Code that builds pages
************

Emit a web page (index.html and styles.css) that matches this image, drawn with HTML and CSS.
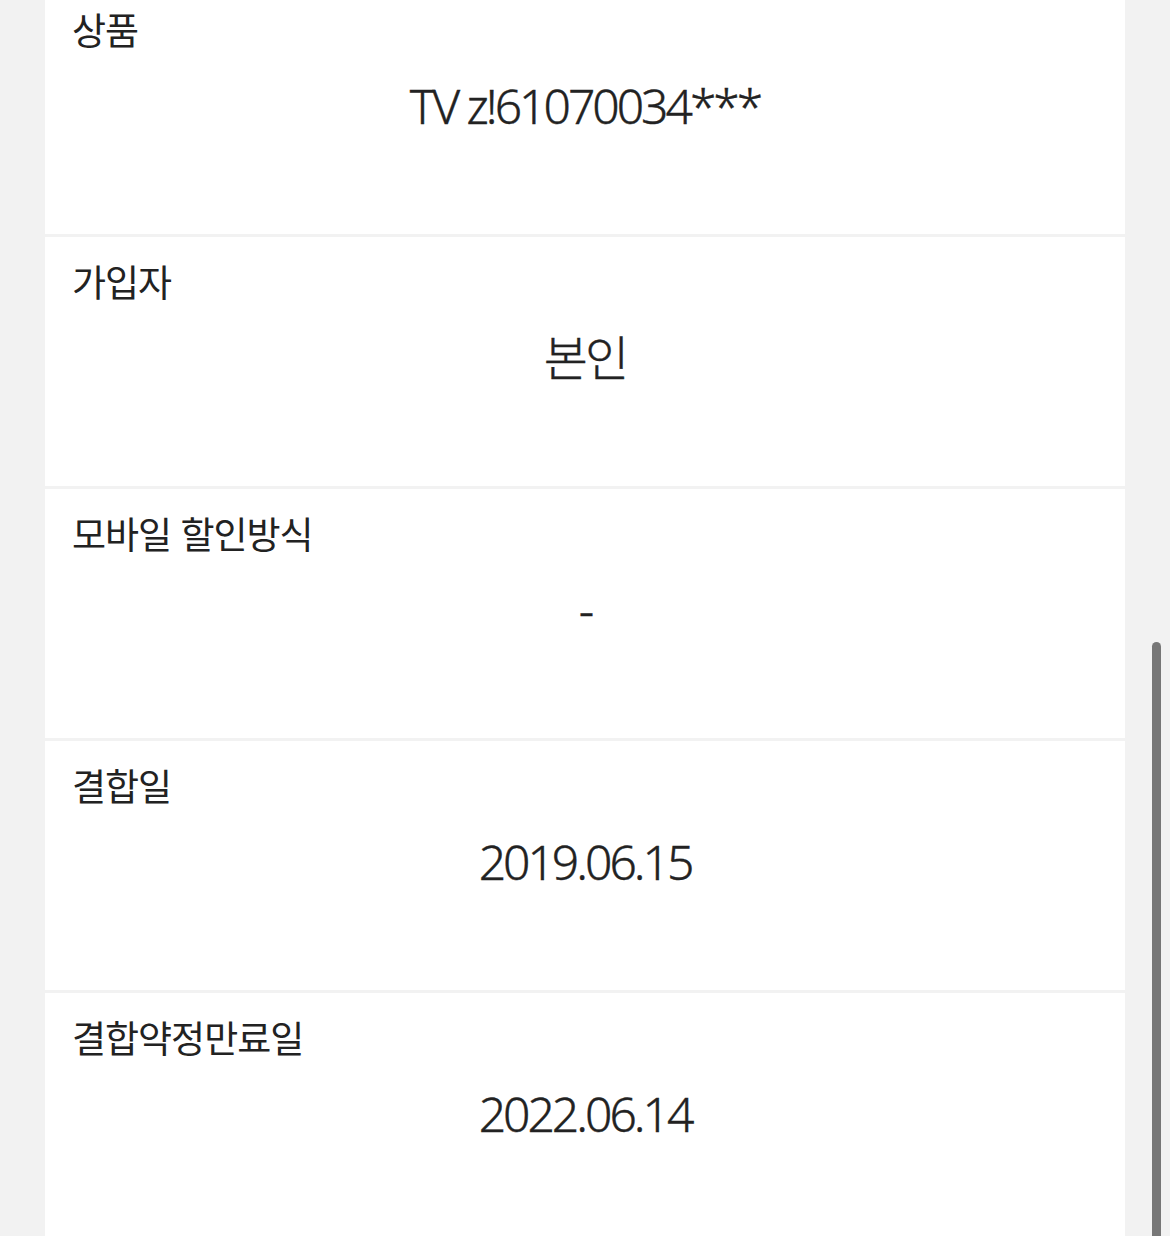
FILE: index.html
```html
<!DOCTYPE html>
<html lang="ko">
<head>
    <meta charset="UTF-8">
    <meta name="viewport" content="width=device-width, initial-scale=1.0">
    <title>결합 상세</title>
    <link rel="stylesheet" href="styles.css">
</head>
<body>

<div class="container">
    <div class="info-row">
        <div class="info-label">상품</div>
        <div class="info-value">TV z!61070034***</div>
    </div>
    <div class="info-row">
        <div class="info-label">가입자</div>
        <div class="info-value">본인</div>
    </div>
    <div class="info-row">
        <div class="info-label">모바일 할인방식</div>
        <div class="info-value">-</div>
    </div>
    <div class="info-row">
        <div class="info-label">결합일</div>
        <div class="info-value">2019.06.15</div>
    </div>
    <div class="info-row">
        <div class="info-label">결합약정만료일</div>
        <div class="info-value">2022.06.14</div>
    </div>
</div>

<div class="scroll-thumb"></div>

</body>
</html>
```

FILE: styles.css
```css
html, body {
    height: 100%;
    overflow: hidden;
}
body {
    font-family: "Noto Sans", "Noto Sans CJK KR", sans-serif;
    background-color: #f2f2f2;
    color: #222;
    margin: 0;
}
.container {
    width: 1080px;
    margin: -15px 0 0 45px;
    display: flex;
    flex-direction: column;
    gap: 3px;
}
.info-row {
    background: #fff;
    height: 249px;
    padding: 0 27px;
    box-sizing: border-box;
}
.info-label {
    font-family: "Noto Sans CJK KR", sans-serif;
    font-size: 37px;
    line-height: 44px;
    padding-top: 22px;
    letter-spacing: -1px;
}
.info-value {
    text-align: center;
    font-size: 48px;
    font-weight: 300;
    line-height: 56px;
    margin-top: 27px;
    letter-spacing: -3px;
    -webkit-text-stroke: 0.4px #222;
}
.scroll-thumb {
    position: absolute;
    left: 1152px;
    top: 642px;
    width: 9px;
    height: 620px;
    border-radius: 5px;
    background: #777;
}
```
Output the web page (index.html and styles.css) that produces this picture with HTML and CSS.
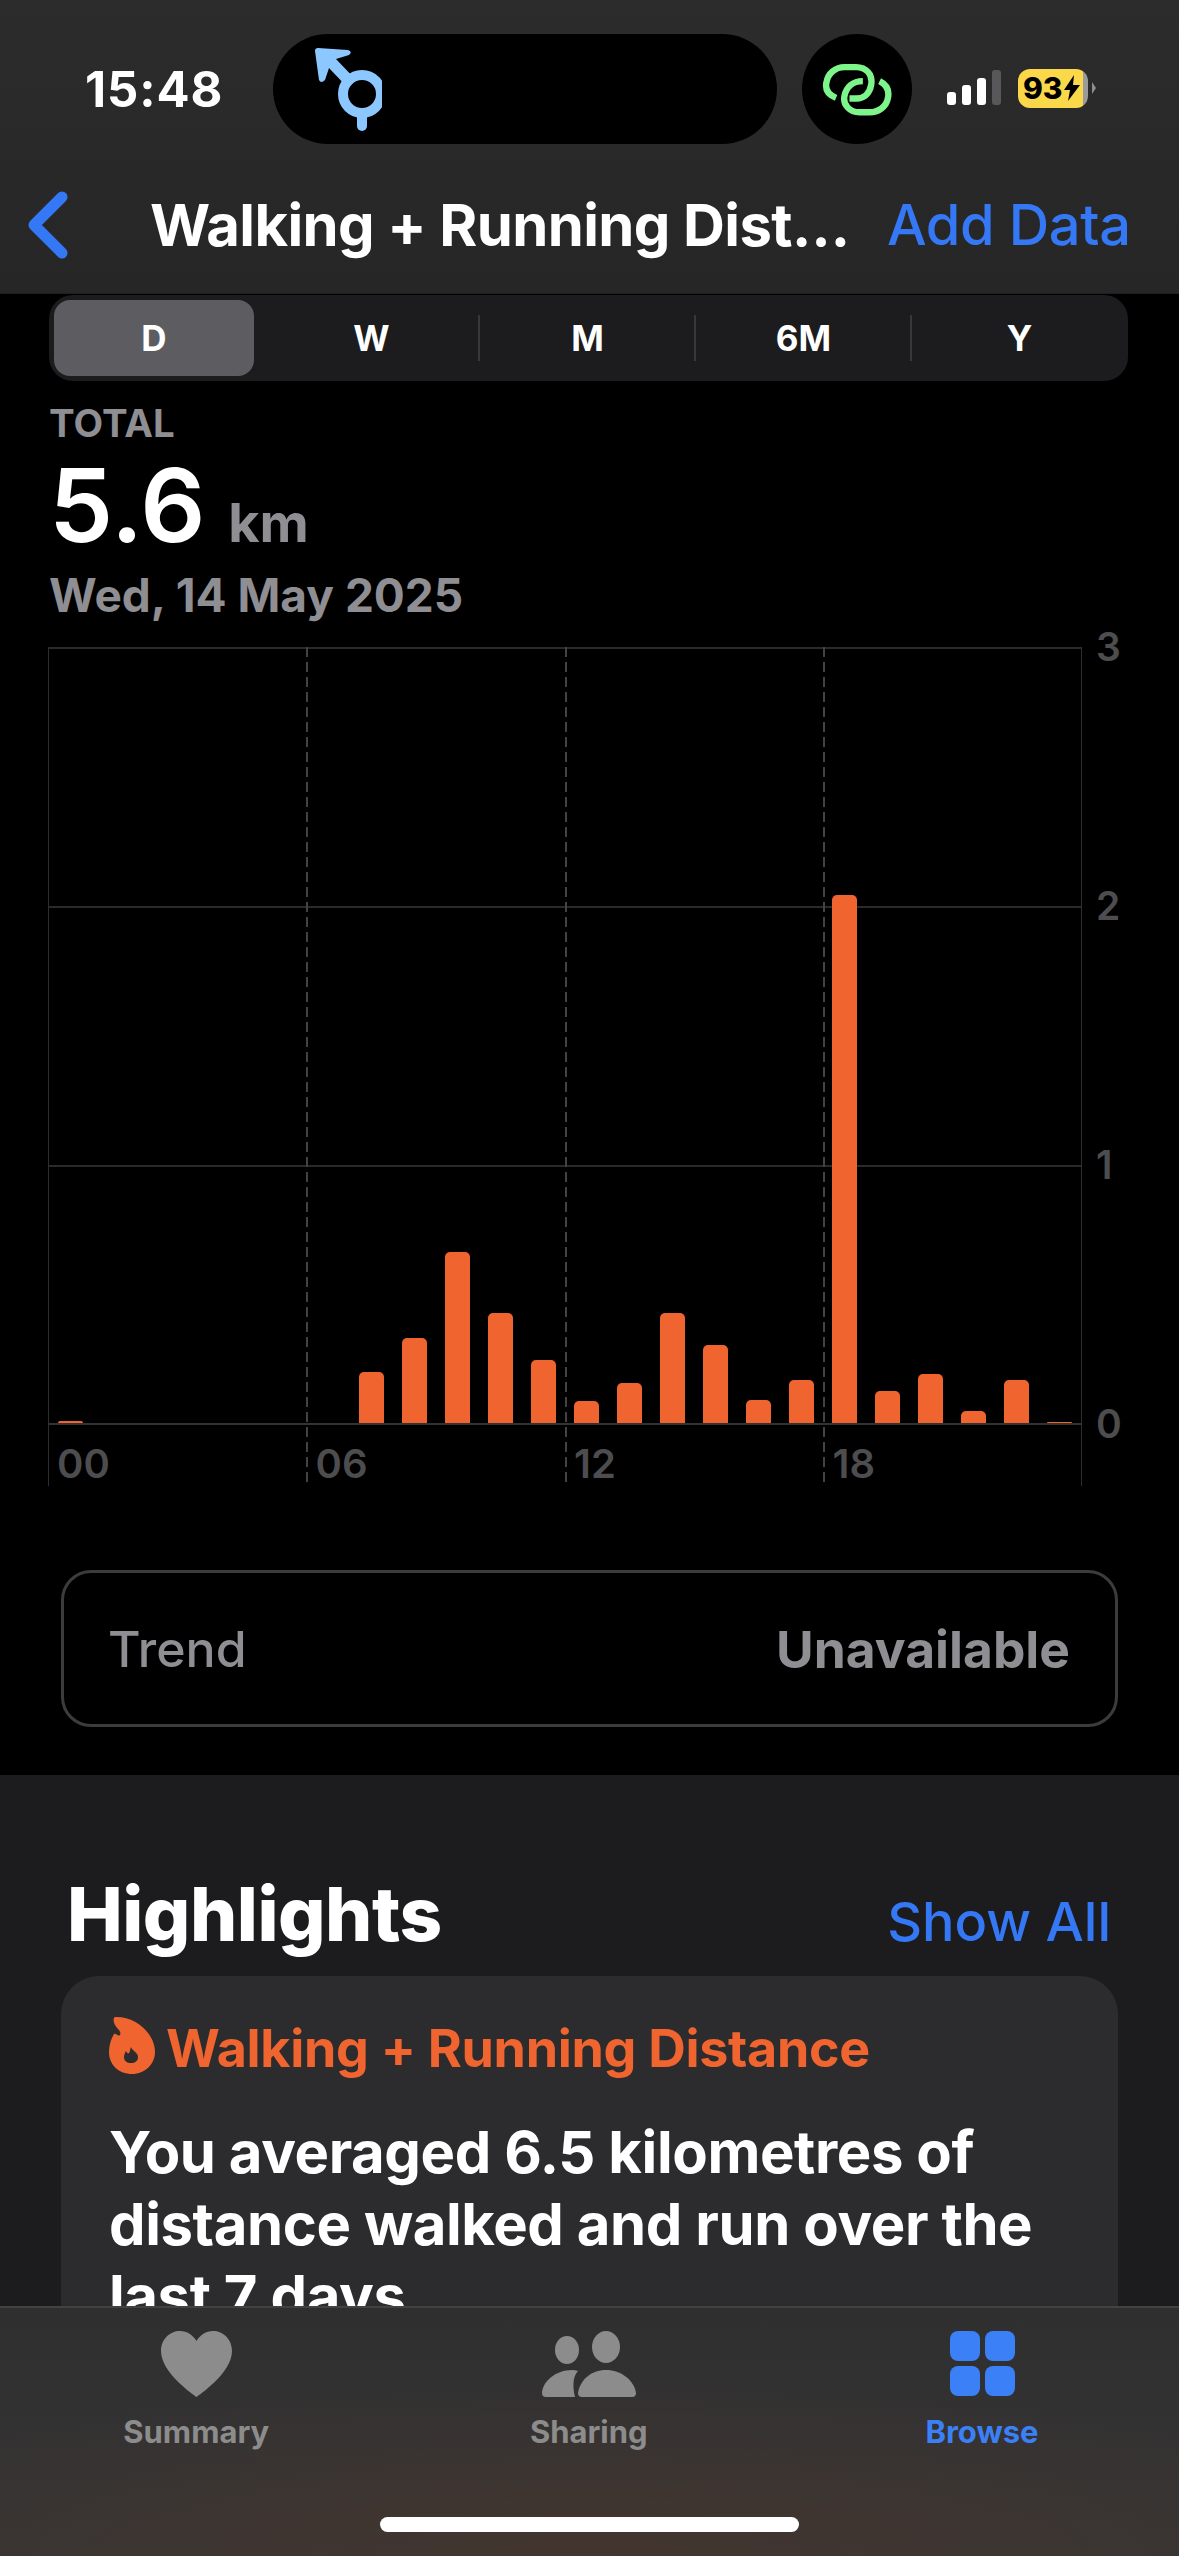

************

• **Short problem**: Copy the records above exactly, leaving out every picture.

• **Full response**:
Emit a web page (index.html and styles.css) that matches this image, drawn with HTML and CSS.
FILE: index.html
```html
<!DOCTYPE html>
<html lang="ko">
<head>
    <meta charset="UTF-8">
    <meta name="viewport" content="width=device-width, initial-scale=1.0">
    <title>결합 상세</title>
    <link rel="stylesheet" href="styles.css">
</head>
<body>

<div class="container">
    <div class="info-row">
        <div class="info-label">상품</div>
        <div class="info-value">TV z!61070034***</div>
    </div>
    <div class="info-row">
        <div class="info-label">가입자</div>
        <div class="info-value">본인</div>
    </div>
    <div class="info-row">
        <div class="info-label">모바일 할인방식</div>
        <div class="info-value">-</div>
    </div>
    <div class="info-row">
        <div class="info-label">결합일</div>
        <div class="info-value">2019.06.15</div>
    </div>
    <div class="info-row">
        <div class="info-label">결합약정만료일</div>
        <div class="info-value">2022.06.14</div>
    </div>
</div>

<div class="scroll-thumb"></div>

</body>
</html>
```

FILE: styles.css
```css
html, body {
    height: 100%;
    overflow: hidden;
}
body {
    font-family: "Noto Sans", "Noto Sans CJK KR", sans-serif;
    background-color: #f2f2f2;
    color: #222;
    margin: 0;
}
.container {
    width: 1080px;
    margin: -15px 0 0 45px;
    display: flex;
    flex-direction: column;
    gap: 3px;
}
.info-row {
    background: #fff;
    height: 249px;
    padding: 0 27px;
    box-sizing: border-box;
}
.info-label {
    font-family: "Noto Sans CJK KR", sans-serif;
    font-size: 37px;
    line-height: 44px;
    padding-top: 22px;
    letter-spacing: -1px;
}
.info-value {
    text-align: center;
    font-size: 48px;
    font-weight: 300;
    line-height: 56px;
    margin-top: 27px;
    letter-spacing: -3px;
    -webkit-text-stroke: 0.4px #222;
}
.scroll-thumb {
    position: absolute;
    left: 1152px;
    top: 642px;
    width: 9px;
    height: 620px;
    border-radius: 5px;
    background: #777;
}
```
Output the web page (index.html and styles.css) that produces this picture with HTML and CSS.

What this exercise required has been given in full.